Vignola, Giacomo da

Vignola, Giacomo da jäˈkōmō dä vēnyōˈlä [key], 1507–73, one of the foremost late Renaissance architects in Italy. His real name was Giacomo Barozzi or Barocchio. Appointed (1550) papal architect to Pope Julius III, he spent his later life in Rome, where most of his important works are found. After Michelangelo's death, Vignola succeeded him as architect in charge of the work on St. Peter's. His finest productions are the Villa Caprarola, near Viterbo, for Cardinal Alessandro Farnese, and the beautiful Villa Giulia for Pope Julius III in Rome. As designer of the interior (1568) of the Church of the Gesù, in Rome, mother church of the Jesuit order, he developed a plan that greatly influenced ecclesiastical architecture. In the Gesù he combined the longitudinal axis of medieval churches with the central domical scheme of the Renaissance. His designs for the facade of the Gesù were rejected in favor of those by Giacomo della Porta.

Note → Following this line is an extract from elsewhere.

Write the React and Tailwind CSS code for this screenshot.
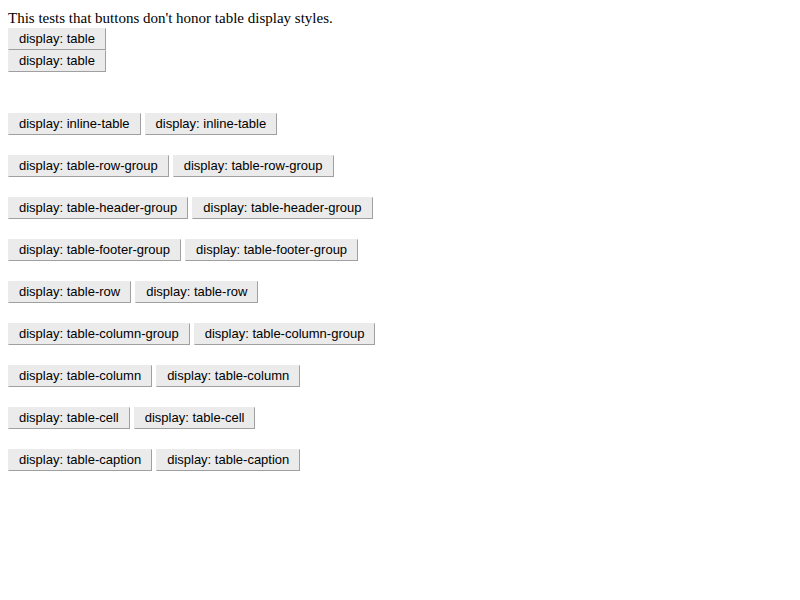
const rows = [
  'inline-table',
  'table-row-group',
  'table-header-group',
  'table-footer-group',
  'table-row',
  'table-column-group',
  'table-column',
  'table-cell',
  'table-caption',
];

const Btn = ({ children, className = '' }) => (
  <button
    className={`h-[22px] px-[10px] bg-[#ebebeb] border border-t-[#ebebeb] border-l-[#ebebeb] border-r-[#a0a0a0] border-b-[#a0a0a0] text-[13px] leading-[20px] text-black font-['Liberation_Sans',Arial,sans-serif] whitespace-nowrap ${className}`}
  >
    {children}
  </button>
);

export default function App() {
  return (
    <div className="p-2 font-['Liberation_Serif','Times_New_Roman',serif] text-[15px] leading-[18px] text-black bg-white min-h-[600px]">
      <p className="pt-[1px] h-[18px]">This tests that buttons don't honor table display styles.</p>
      <div className="mt-[2px] flex flex-col items-start">
        <Btn>display: table</Btn>
        <Btn>display: table</Btn>
      </div>
      <div className="mt-[41px] flex flex-col gap-[20px]">
        {rows.map((r) => (
          <div key={r} className="flex gap-[4px]">
            <Btn>display: {r}</Btn>
            <Btn>display: {r}</Btn>
          </div>
        ))}
      </div>
    </div>
  );
}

Vignola is universally known for his treatise (1562) on the five orders of architecture. Based upon the work of Vitruvius, it undertook to formulate definite and minute rules for proportioning the classical orders appearing in the buildings of the Romans. This work, which has been in continuous use, has been scrupulously adhered to by many as an almost inviolable authority.